REQUIREMENT:
Pull every line containing "with" out of the material below.
--- Begin INFORMATION SUPPLIED ---
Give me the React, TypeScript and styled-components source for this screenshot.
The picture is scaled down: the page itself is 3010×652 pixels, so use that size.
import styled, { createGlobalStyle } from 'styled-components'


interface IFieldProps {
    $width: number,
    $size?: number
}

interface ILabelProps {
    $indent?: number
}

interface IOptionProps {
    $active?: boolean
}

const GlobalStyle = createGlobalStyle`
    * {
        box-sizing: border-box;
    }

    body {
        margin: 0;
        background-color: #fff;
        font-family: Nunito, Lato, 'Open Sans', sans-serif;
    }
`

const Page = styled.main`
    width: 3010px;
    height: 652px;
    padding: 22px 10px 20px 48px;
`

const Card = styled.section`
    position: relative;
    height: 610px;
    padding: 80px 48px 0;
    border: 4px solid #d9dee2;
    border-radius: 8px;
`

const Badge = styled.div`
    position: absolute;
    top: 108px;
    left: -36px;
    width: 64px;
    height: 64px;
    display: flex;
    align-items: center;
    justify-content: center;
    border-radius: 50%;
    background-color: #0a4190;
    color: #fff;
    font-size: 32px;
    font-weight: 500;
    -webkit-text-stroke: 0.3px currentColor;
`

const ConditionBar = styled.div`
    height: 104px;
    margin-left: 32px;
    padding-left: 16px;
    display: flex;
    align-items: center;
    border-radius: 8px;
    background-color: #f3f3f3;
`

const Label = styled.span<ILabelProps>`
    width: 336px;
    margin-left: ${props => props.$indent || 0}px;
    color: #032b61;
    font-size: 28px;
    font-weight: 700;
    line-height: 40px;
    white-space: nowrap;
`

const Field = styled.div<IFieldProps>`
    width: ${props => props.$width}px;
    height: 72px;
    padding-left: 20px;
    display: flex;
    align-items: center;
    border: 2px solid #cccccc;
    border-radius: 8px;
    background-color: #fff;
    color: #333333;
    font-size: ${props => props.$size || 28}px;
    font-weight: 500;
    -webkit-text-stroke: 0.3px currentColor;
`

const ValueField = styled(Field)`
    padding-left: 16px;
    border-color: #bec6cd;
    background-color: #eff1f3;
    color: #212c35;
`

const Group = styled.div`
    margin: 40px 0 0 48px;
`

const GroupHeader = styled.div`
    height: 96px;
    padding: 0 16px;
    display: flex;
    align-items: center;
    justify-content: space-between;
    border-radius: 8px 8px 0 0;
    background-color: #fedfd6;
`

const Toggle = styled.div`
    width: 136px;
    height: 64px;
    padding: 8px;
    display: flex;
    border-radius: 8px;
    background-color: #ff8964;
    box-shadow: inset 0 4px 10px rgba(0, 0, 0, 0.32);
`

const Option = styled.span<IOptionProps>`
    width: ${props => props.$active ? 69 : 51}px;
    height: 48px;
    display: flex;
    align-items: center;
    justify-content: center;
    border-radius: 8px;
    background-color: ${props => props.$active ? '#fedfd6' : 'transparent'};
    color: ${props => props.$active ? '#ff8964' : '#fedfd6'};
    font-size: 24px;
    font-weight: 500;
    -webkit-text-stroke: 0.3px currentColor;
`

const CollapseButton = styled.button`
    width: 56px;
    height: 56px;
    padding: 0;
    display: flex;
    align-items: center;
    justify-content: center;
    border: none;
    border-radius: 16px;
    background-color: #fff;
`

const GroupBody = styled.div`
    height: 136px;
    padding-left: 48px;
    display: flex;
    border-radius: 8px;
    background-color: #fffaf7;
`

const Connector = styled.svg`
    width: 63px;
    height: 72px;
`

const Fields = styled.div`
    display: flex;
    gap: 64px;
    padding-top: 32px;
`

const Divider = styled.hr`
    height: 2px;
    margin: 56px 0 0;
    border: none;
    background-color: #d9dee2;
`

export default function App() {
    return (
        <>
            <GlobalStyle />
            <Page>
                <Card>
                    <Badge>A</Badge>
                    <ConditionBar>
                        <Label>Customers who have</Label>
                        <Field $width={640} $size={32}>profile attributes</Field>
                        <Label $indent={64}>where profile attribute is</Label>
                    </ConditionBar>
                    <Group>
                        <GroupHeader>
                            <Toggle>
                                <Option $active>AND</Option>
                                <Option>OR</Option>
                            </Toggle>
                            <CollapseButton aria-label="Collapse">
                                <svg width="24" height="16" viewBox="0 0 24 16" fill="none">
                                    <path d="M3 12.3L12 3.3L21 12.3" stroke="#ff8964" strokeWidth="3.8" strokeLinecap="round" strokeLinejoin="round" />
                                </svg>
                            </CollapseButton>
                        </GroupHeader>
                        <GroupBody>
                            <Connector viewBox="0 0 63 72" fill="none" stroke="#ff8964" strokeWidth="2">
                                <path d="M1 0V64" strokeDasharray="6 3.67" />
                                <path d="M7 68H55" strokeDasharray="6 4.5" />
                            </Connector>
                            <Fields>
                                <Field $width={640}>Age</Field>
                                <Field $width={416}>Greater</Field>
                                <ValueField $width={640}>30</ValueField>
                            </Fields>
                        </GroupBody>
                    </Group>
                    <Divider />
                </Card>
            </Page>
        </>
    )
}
--- End INFORMATION SUPPLIED ---
--- Begin INFORMATION SUPPLIED ---
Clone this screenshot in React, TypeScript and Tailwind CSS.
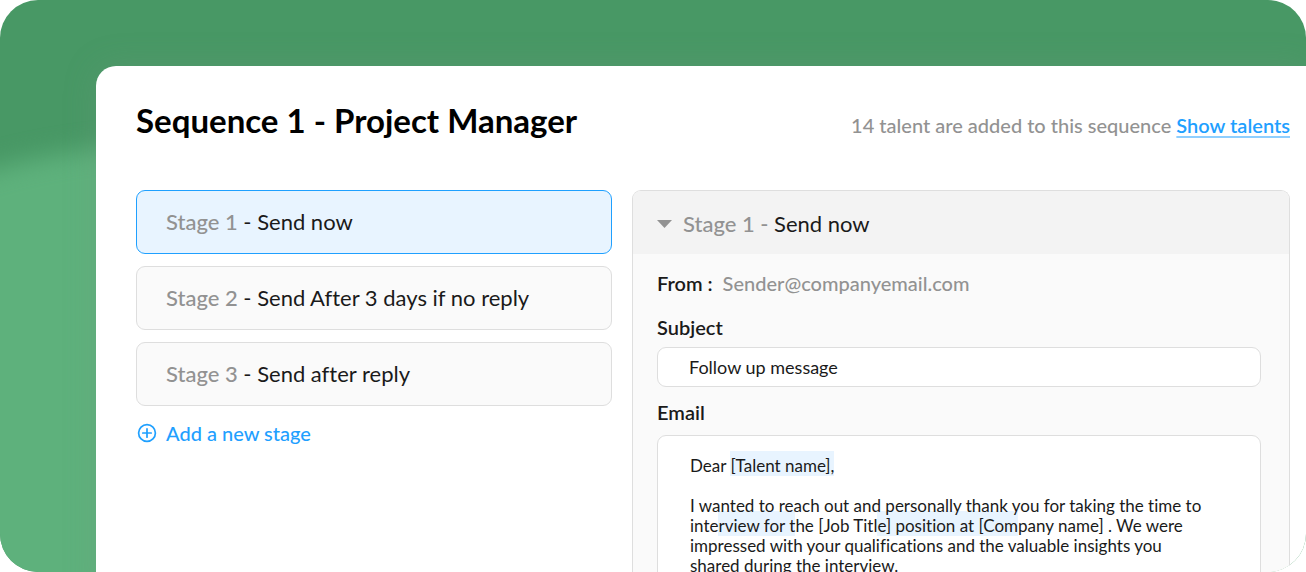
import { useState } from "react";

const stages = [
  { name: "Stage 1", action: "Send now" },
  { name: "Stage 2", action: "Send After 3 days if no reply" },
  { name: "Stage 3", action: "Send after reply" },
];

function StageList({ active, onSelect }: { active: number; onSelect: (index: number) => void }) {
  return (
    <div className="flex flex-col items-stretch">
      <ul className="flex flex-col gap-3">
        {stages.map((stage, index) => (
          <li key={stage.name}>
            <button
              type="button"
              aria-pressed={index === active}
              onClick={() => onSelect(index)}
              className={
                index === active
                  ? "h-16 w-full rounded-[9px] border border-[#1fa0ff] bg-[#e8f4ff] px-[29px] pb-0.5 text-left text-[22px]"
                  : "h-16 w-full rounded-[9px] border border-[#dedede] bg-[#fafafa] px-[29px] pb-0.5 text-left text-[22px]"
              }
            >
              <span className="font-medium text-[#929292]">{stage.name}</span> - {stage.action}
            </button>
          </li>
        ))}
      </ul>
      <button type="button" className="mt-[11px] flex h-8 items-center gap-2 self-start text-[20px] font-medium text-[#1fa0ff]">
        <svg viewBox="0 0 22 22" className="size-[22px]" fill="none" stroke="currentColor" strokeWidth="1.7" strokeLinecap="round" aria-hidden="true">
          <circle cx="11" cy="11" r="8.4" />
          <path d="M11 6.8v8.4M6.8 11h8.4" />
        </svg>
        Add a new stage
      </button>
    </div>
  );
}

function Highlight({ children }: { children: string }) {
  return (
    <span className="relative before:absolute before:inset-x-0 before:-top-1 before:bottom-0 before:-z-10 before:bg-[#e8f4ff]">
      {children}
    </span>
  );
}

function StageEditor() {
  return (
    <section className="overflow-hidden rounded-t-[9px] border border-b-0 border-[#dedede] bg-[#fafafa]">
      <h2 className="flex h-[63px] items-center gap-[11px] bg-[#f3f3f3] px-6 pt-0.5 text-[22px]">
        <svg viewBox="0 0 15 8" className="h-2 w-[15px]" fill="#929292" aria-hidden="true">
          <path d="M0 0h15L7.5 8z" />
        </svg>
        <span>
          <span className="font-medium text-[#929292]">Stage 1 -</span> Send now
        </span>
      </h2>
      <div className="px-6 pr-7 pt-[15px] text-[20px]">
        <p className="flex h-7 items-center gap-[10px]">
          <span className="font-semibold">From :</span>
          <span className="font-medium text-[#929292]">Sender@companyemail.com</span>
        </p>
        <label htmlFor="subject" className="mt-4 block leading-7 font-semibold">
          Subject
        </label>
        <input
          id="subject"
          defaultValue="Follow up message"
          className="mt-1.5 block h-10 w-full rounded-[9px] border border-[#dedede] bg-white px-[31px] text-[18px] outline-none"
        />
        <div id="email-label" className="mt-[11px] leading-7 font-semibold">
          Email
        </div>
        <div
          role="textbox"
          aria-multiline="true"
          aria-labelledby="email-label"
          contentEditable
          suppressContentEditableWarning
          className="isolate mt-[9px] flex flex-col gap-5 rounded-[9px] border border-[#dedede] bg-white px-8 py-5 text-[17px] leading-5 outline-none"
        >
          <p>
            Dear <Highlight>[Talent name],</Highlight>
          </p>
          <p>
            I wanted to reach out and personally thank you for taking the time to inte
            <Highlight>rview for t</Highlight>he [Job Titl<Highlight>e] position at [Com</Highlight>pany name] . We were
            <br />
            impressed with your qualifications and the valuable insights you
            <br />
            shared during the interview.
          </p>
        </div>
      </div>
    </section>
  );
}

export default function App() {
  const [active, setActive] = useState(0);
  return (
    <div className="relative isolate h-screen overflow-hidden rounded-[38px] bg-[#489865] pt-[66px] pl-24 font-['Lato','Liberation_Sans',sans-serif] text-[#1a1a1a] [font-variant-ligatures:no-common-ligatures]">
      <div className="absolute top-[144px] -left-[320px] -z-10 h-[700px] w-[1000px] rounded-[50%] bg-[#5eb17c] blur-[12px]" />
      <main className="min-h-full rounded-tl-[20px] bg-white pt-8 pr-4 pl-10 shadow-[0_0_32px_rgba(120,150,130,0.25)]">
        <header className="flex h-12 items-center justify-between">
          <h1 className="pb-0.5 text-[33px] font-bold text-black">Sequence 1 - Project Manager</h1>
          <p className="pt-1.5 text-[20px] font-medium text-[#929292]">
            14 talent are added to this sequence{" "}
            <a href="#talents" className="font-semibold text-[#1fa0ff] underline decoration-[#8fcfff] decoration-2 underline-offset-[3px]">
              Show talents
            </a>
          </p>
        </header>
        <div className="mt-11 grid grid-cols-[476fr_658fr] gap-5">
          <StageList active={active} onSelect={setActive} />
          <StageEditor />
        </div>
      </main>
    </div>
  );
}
--- End INFORMATION SUPPLIED ---
--- Begin INFORMATION SUPPLIED ---
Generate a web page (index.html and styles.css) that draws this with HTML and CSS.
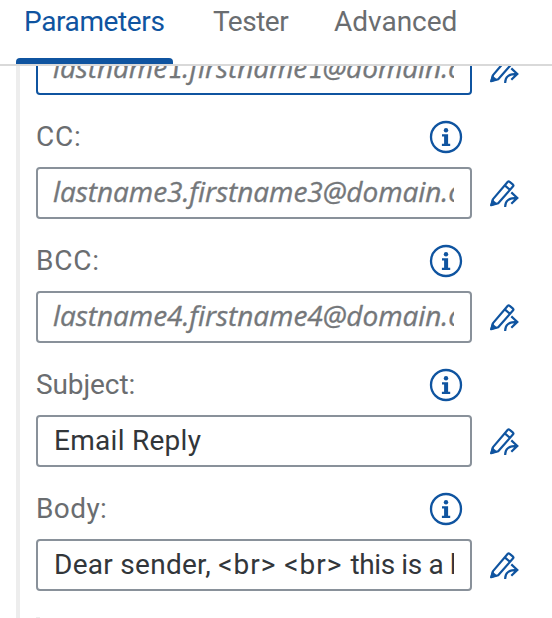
--- End INFORMATION SUPPLIED ---
FINISHED ANSWER:
            impressed with your qualifications and the valuable insights you
Generate a web page (index.html and styles.css) that draws this with HTML and CSS.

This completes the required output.